US DOE Launches LiDAR Buoy Loan Program

Authorities

The US Department of Energy (DOE) has implemented a loan program to lend its LiDAR buoys to qualified parties to acquire wind resource characterization data in areas of interest for offshore wind energy development.

Source: DOE

DOE currently owns two AXYS WindSentinel buoys that collect meteorological and oceanographic data to support resource characterization for offshore wind energy.

In response to several inquiries and unsolicited proposals, DOE’s Wind Energy Technologies has started the loan program.

DOE’s Pacific Northwest National Laboratory (PNNL) manages the loan program and will periodically advertise requests for applications (RFAs) where interested parties are invited to submit applications to borrow the buoys.

The first RFA was sent out in December of 2016 via a posting to FedBizOpps.gov. Future RFA announcements will also be posted there, PNNL said.
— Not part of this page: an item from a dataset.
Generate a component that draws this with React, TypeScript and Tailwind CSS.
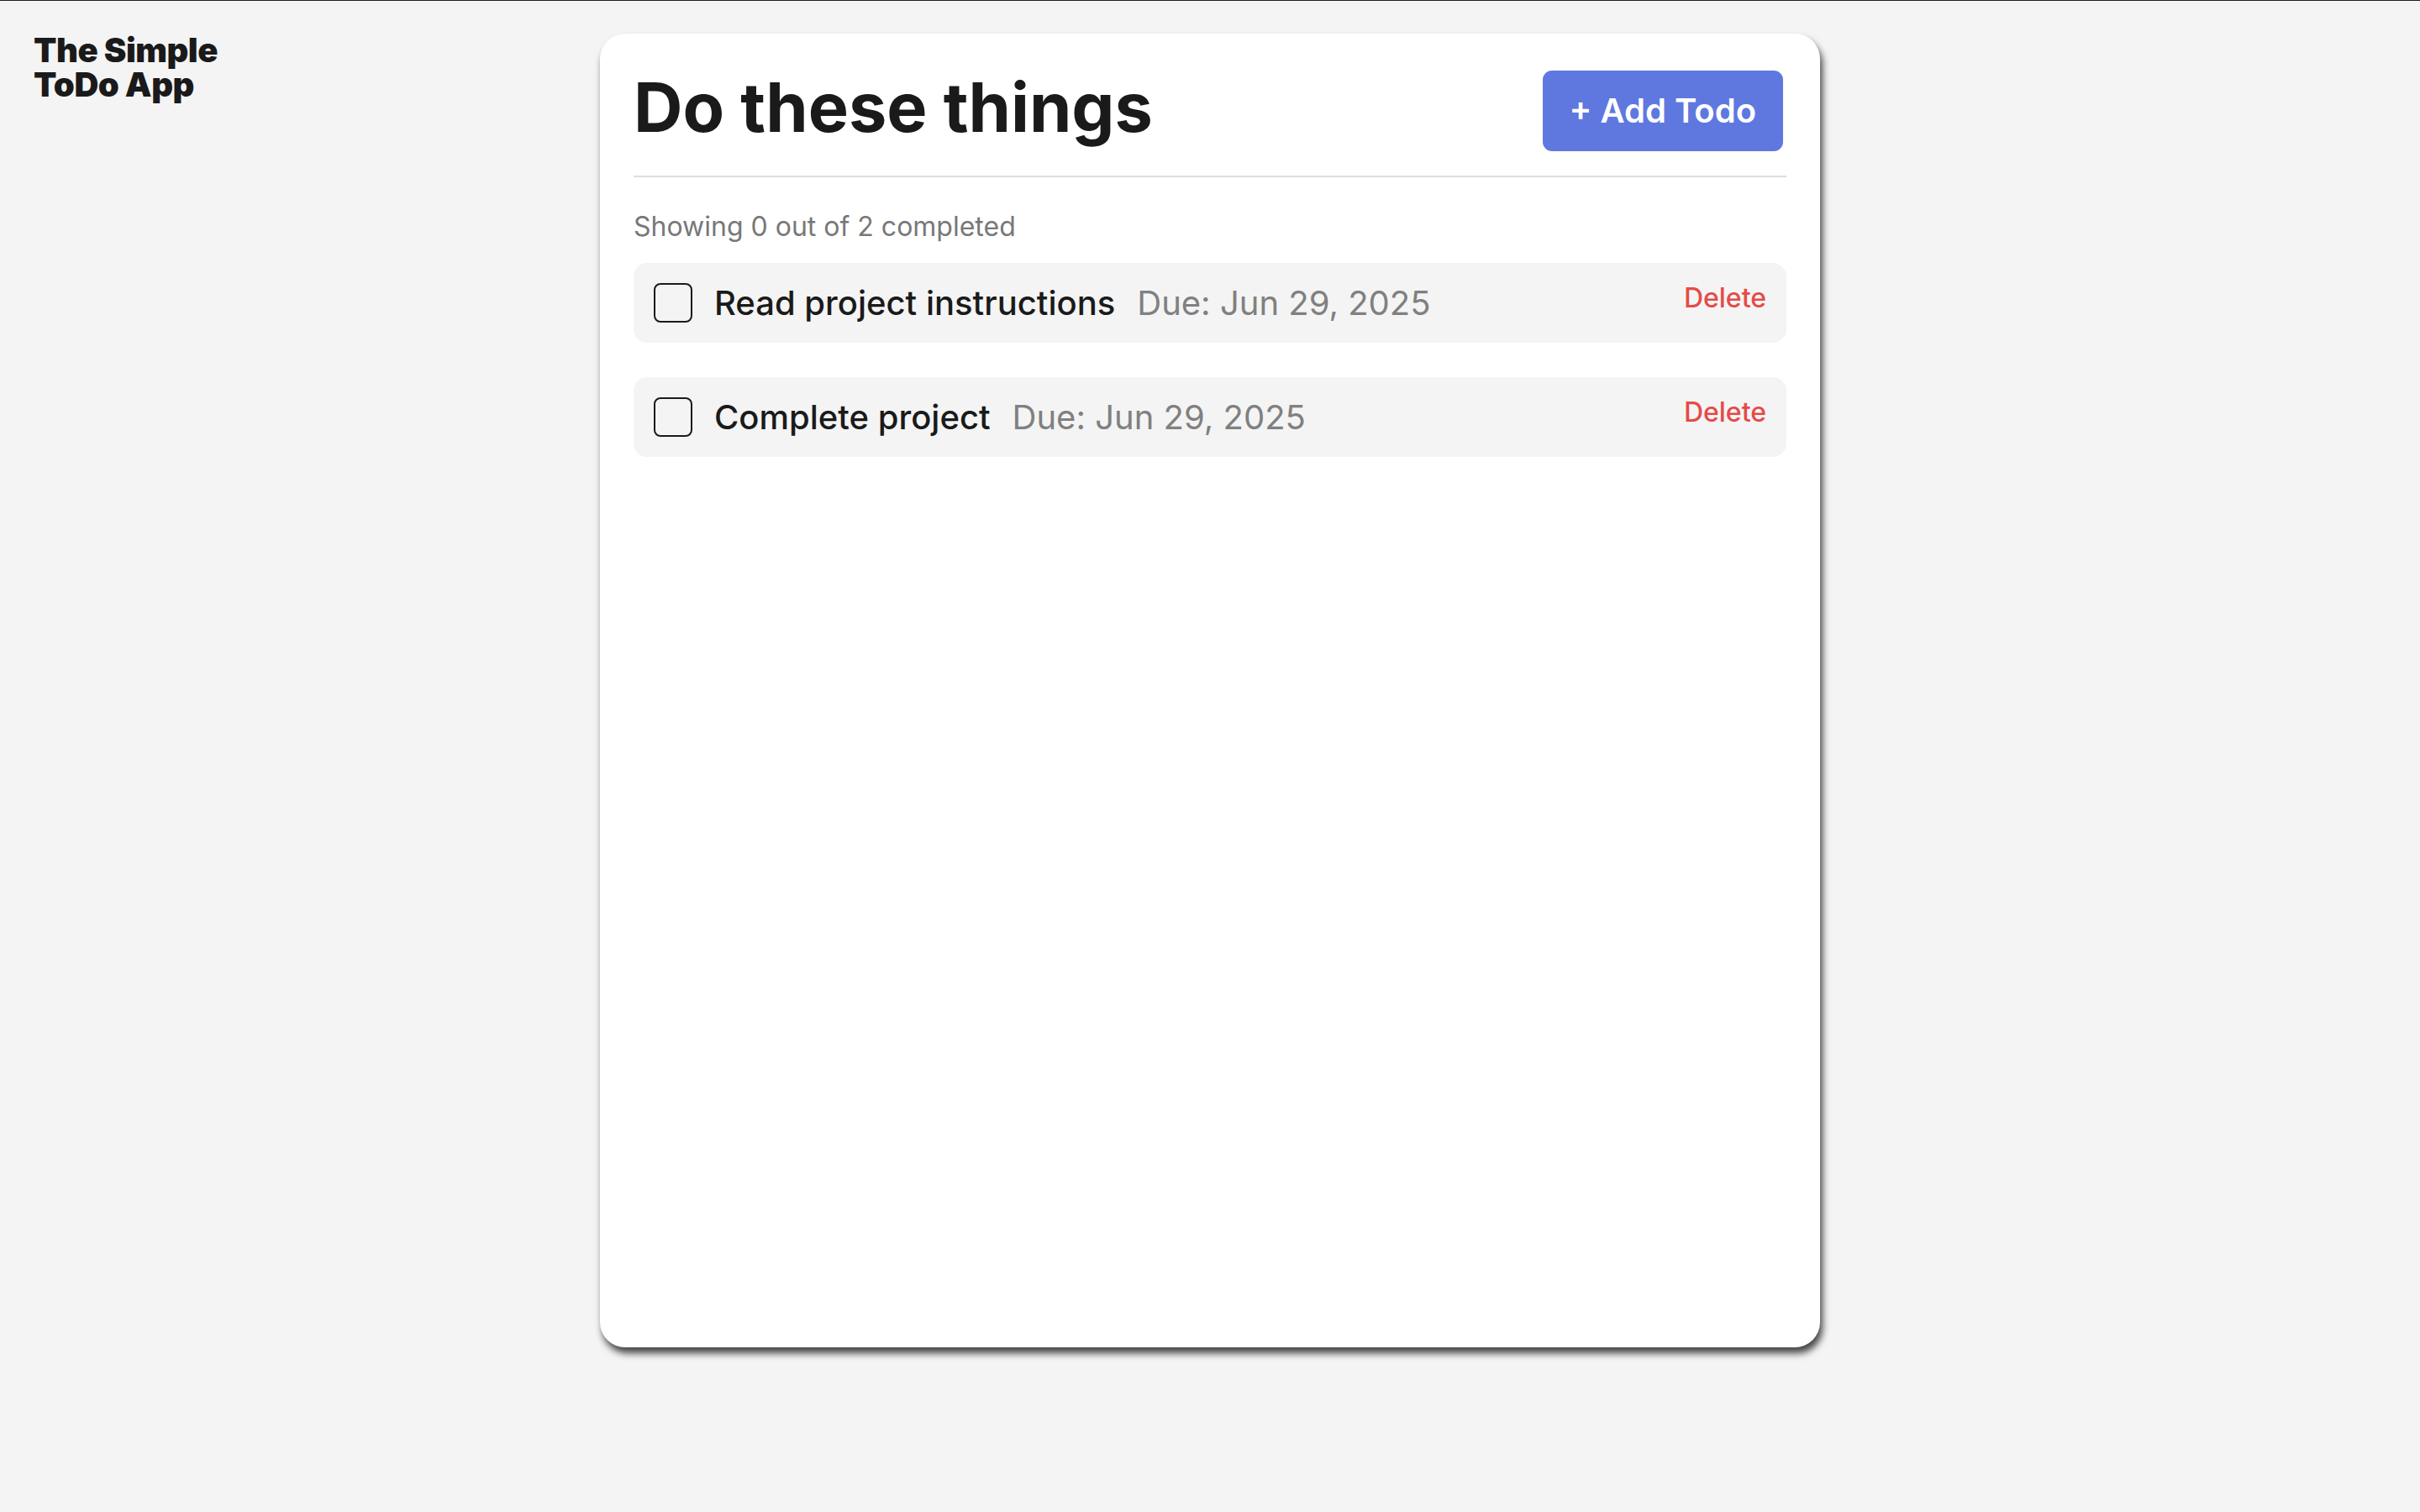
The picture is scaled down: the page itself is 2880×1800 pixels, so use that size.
import React from "react";

const todos = [
  { title: "Read project instructions", due: "Jun 29, 2025" },
  { title: "Complete project", due: "Jun 29, 2025" },
];

export default function App() {
  return (
    <div
      className="min-h-screen w-full bg-[#f4f4f4] border-t border-[#1e1e1e]"
      style={{ fontFamily: "Inter, 'Noto Sans', sans-serif" }}
    >
      <div className="grid grid-cols-[1fr_1452px_1fr]">
        <div className="pl-[40px] pt-[38px]">
          <div className="text-[40px] leading-[41px] font-black tracking-[-0.012em] text-[#1a1a1a]">
            The Simple
            <br />
            ToDo App
          </div>
        </div>

        <div className="mt-[39px] h-[1564px] rounded-[30px] bg-white px-[40px] pt-[40px] shadow-[3px_7px_9px_rgba(0,0,0,0.72)]">
          <div className="flex items-start justify-between border-b-2 border-[#dedede] pb-[29px]">
            <h1 className="text-[81px] leading-[97px] font-bold text-[#1a1a1a]">
              Do these things
            </h1>
            <button className="mt-[4px] mr-[4px] rounded-[11px] bg-[#5f78e0] px-[32px] py-[20px] text-[40px] leading-[56px] font-semibold text-white">
              + Add Todo
            </button>
          </div>

          <p className="mt-[35px] text-[32px] leading-[48px] text-[#787878]">
            Showing 0 out of 2 completed
          </p>

          <div className="mt-[19px] flex flex-col gap-[41px]">
            {todos.map((t) => (
              <div
                key={t.title}
                className="flex h-[95px] items-center justify-between rounded-[16px] bg-[#f4f4f4] px-[24px]"
              >
                <div className="flex items-center">
                  <div className="h-[47px] w-[46px] rounded-[8px] border-2 border-[#1a1a1a]" />
                  <span className="ml-[26px] text-[40px] leading-[56px] font-medium text-[#1a1a1a]">
                    {t.title}
                  </span>
                  <span className="ml-[26px] text-[40px] leading-[56px] text-[#808080]">
                    Due: {t.due}
                  </span>
                </div>
                <div className="pb-[11px]">
                  <span className="text-[32px] leading-[48px] font-medium text-[#e54b47]">
                    Delete
                  </span>
                </div>
              </div>
            ))}
          </div>
        </div>

        <div />
      </div>
    </div>
  );
}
PNNL will proactively work with interested parties to enable the loan of the LiDAR buoys. The loan program framework is based on the assumption that borrowing partners will deploy the buoys for approximately one year to support data collection and analysis over an annual weather cycle.
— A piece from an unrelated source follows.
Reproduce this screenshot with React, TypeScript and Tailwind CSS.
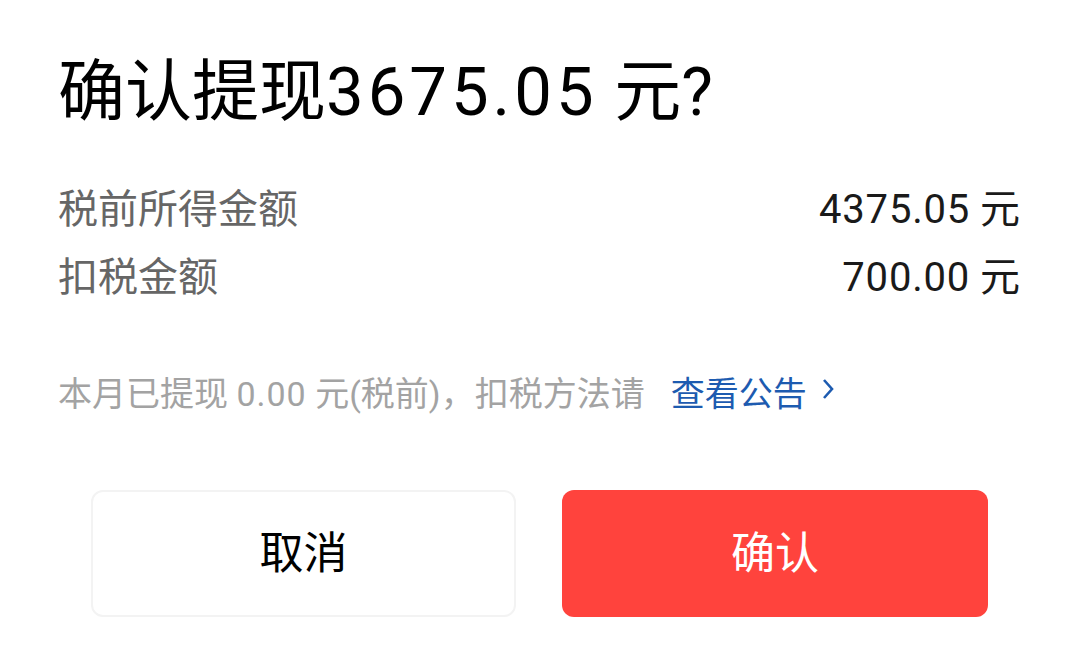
export default function App() {
  return (
    <div
      className="w-[1078px] h-[662px] bg-white flex flex-col"
      style={{ fontFamily: 'Roboto, "Noto Sans CJK SC", sans-serif' }}
    >
      <div className="px-[58px] pt-[52px]">
        <h1 className="text-[67px] leading-[80px] text-black font-normal">
          确认提现<span className="tracking-[4px]">3675.05</span> 元?
        </h1>

        <div className="mt-[44px] flex flex-col">
          <div className="flex items-center justify-between h-[68px]">
            <span className="text-[40px] text-[#666666]">税前所得金额</span>
            <span className="text-[40px] text-[#1a1a1a]">
              <span className="tracking-[0.8px]">4375.05</span> 元
            </span>
          </div>
          <div className="flex items-center justify-between h-[68px]">
            <span className="text-[40px] text-[#666666]">扣税金额</span>
            <span className="text-[40px] text-[#1a1a1a]">
              <span className="tracking-[0.8px]">700.00</span> 元
            </span>
          </div>
        </div>

        <div className="mt-[60px] flex items-center text-[34px] leading-[44px]">
          <span className="text-[#a3a3a3]">
            本月已提现 <span className="tracking-[1px]">0.00</span> 元(税前)，扣税方法请
          </span>
          <span className="ml-[26px] text-[#1d5bb0]">查看公告</span>
          <svg
            width="14"
            height="24"
            viewBox="0 0 14 24"
            className="ml-[14px] mb-[10px]"
            fill="none"
            stroke="#1d5bb0"
            strokeWidth="2.6"
          >
            <path d="M3 3 L11 12 L3 21" />
          </svg>
        </div>
      </div>

      <div className="mt-[74px] pl-[91px] flex gap-[46px]">
        <button className="w-[425px] h-[127px] rounded-[12px] border-2 border-[#f3f3f3] bg-white text-[44px] text-black">
          取消
        </button>
        <button className="w-[426px] h-[127px] rounded-[12px] bg-[#ff433d] text-[44px] text-white">
          确认
        </button>
      </div>
    </div>
  );
}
Partners will assume complete responsibility for the funding, deployment logistics, maintenance, and safe retrieval of each buoy over the duration of the loan. Borrowers will be required to return the buoy to DOE in the same functional condition in which they received it.

Neither PNNL nor DOE will provide funds to the borrowers of the buoys to support their proposed deployment. PNNL does not intend to closely manage the buoy deployments; however, there are key decision gates where the selected partner will be expected to provide documentation and participate in discussions to demonstrate readiness to move on to the next stage. PNNL and DOE stakeholders will participate in these reviews and concurrence to proceed is required.

The two buoys were delivered to PNNL in September, 2014. After acceptance testing and initial performance testing and evaluation at PNNL’s Marine Sciences Laboratory in Sequim, Washington, the buoys have been deployed off the US East Coast.

One buoy was deployed approximately 42 km east of Virginia Beach, Virginia from December, 2014 through June, 2016. The second buoy was deployed approximately 5 km off Atlantic City, New Jersey in November, 2015.

The data produced by the buoys represent the first publicly available multi-seasonal hub-height data to be collected in US coastal waters.